Consolidating nine watchdog agencies under one umbrella was awkward to begin with, but the recent draft report from the new head of the Office of Government Accountability caused even more anxiety amongst the agencies Tuesday.
The nine agencies, which fought and failed to remain autonomous during the legislative session have been forced to adjust to a new normal. The new normal required the three largest agencies—State Elections Enforcement, the Office of State Ethics, and the Freedom of Information Commission—to give up most of their administrative assistants to the Office of Government Accountability.
And while it’s always difficult to adjust to new circumstances, the draft report authored by David Guay, the new executive administrator of the Office of Government Accountability, seemed to suggest he no longer wanted to report to the nine agency heads or give them the power to evaluate his performance.
The draft report was described by some as a “power grab” which would consolidate more power with Guay and less with the nine agency heads currently overseeing his work.
But Guay, who was questioned about the report Tuesday, said the intention of the report was not to consolidate power or take away the independence that each agency cherishes. It was to seek clarity.
“I’ll report to whoever I need to report to,” Guay said. “I don’t fear an evaluation. In fact I welcome the evaluation. I think I will ace my evaluation, I will exceed their expectations.”
But Stephen Cashman, chairman of the State Elections Enforcement Commission, one of the nine agencies, said he feels like the report was drafted in such a way that it “laments” the independence of the agencies.
“This report is alarming,” Cashman told Guay.
“I think this report seems to suggest your overriding desire not to have nine independent agencies under one umbrella, but to have nine divisions under you,” he added.
In the draft report Guay suggested “creating a single agency with nine divisions” and noted “it would be helpful if there was a uniform time and attendance policy.”
Guay said he wasn’t making recommendations in the draft report, but was pointing out concerns raised over the past few months.
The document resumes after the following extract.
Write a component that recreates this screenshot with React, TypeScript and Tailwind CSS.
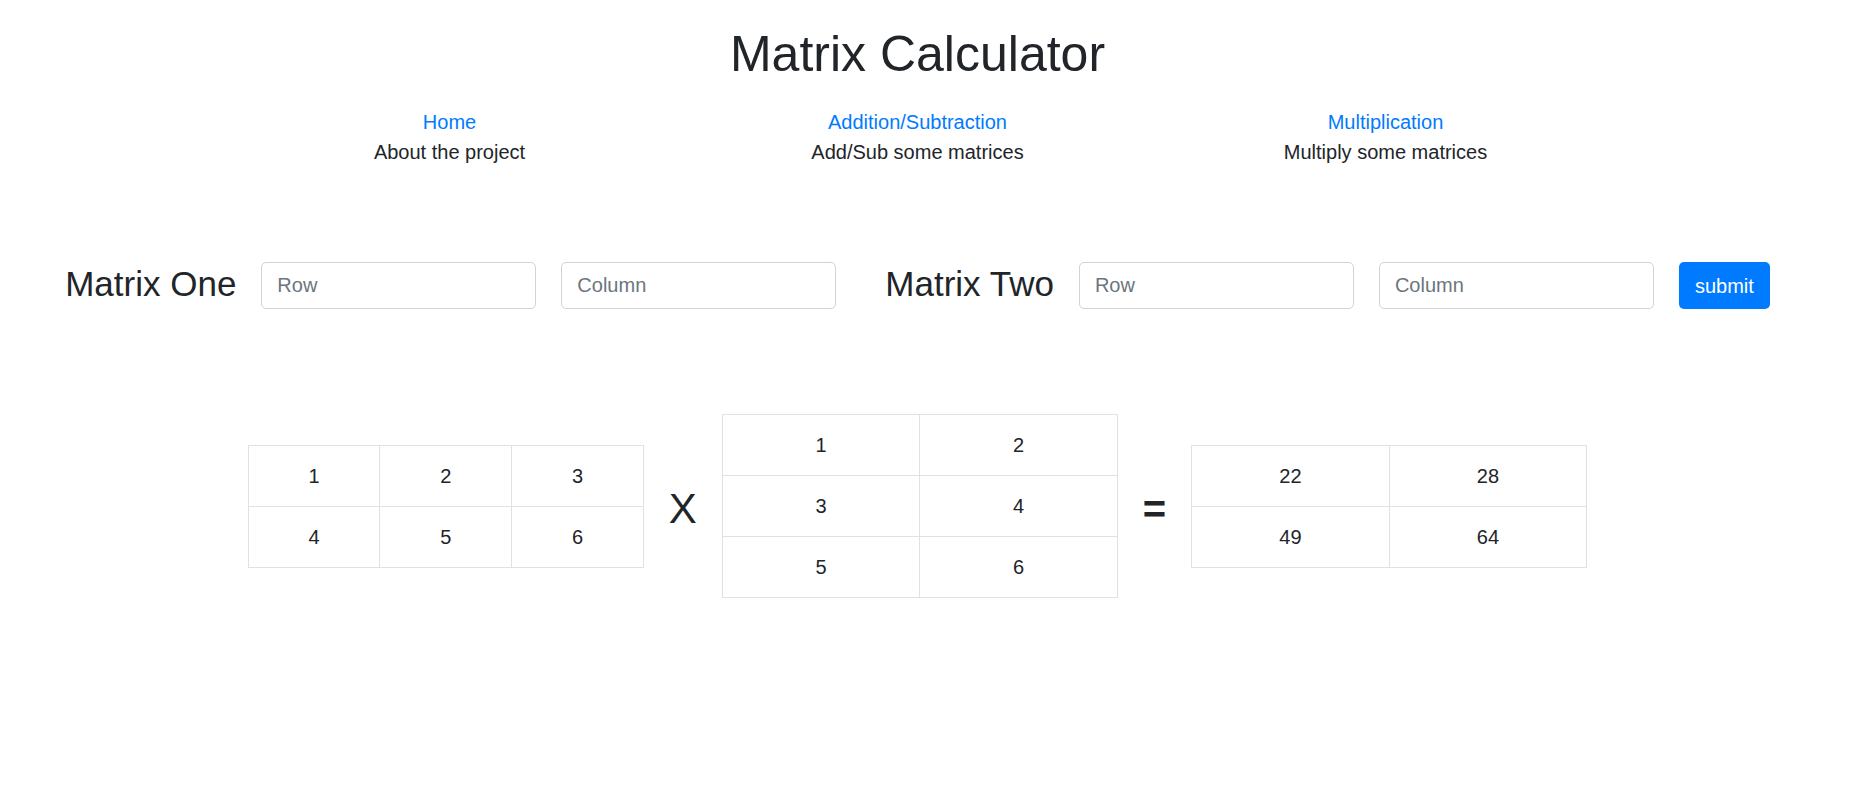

He said the group was reading “too much” into the report, which he says he very carefully worded.
“Giving the GAC [Government Accountability Commission] the authority to evaluate and possibly terminate a governor’s appointee appears to be inconsistent with the appointment of other gubernatorial appointees,” Guay wrote in the report.
The watchdogs said this suggested Guay wants to be treated like other agency heads when the construction of the Office of Government Accountability is an “odd bird” in that the heads of the nine agencies decide Guay’s fate.
But an even bigger concern than who has the power to hire and fire the head of the Office of Government Accountability was the budget process.
State Child Advocate Jeanne Milstein said she and others under the OGA umbrella worked hard to make sure that when the consolidation was passed it maintained the authority over its own budget proposals to the legislature.
She said it was her understanding that Guay would act simply as a pass through for the budget requests.
“I’m not sure the language reads exactly as you may think,” Guay said. “It may provide veiled authority, but authority to the executive director.”
He said he considers changing an agency’s budget request a “nuclear option” and would only do it if there was “real” disagreement over a specific issue.
He said it’s not an option he wants to use, but he believes it does exist under the current language of the statute.
One of the other concerns raised in the report was the cross-training of attorneys that work for the nine agencies.
Jim Smith, the former editor of the New Britain Herald and Bristol Press and president of the Connecticut Council for Freedom of Information, said Monday that you can’t have an attorney fighting for open records with the Freedom of Information Commission one day, and the next day have them fight for secrecy on behalf of the Office of the Victim Advocate.
“It just doesn’t make sense,” he said.
The Connecticut Council for Freedom of Information opposed the merger of the agencies from the very outset, Smith said.
He said the “pennies they saved” weren’t worth the headaches the consolidation caused, but it was like trying to stop of speeding train.
Colleen Murphy, executive director and general counsel of the Freedom of Information Commission, said since the consolidation started she’s lost staff and the cases are beginning to get backed up.
Guay claimed that was the first time he was hearing Murphy’s concern. She reminded him that was not the case and that it was expressed to him in the past.
Guay reminded the commission that for the last 12 weeks he’s made himself available “at a moments notice” to address their individual concerns.
However, not everybody is struggling with the consolidation. State Victim Advocate Michelle Cruz said she was nervous about the merger at the beginning but has come to appreciate it because she now has more access to staff than she did before.
The consolidation seemed to be appreciated by the smaller agencies, but the larger ones like the SEEC, FOIC, and Ethics were struggling to see the benefits since they seem to have lost the most.
After nearly two hours of discussion Tuesday, the group decided to reconvene next week and share each agency’s input on the consolidation to date. The experiences will be combined with Guay’s report, which will be submitted the legislature’s committees of cognizance by Jan. 2.
The agencies under the Office of Government Accountability include the Office of State Ethics; the State Elections Enforcement Commission; the Freedom of Information Commission; Judicial Review Council; Judicial Selection Commission; Board of Firearms Permit Examiners; Office of the Child Advocate; Office of the Victim Advocate; and the State Contracting Standards Board.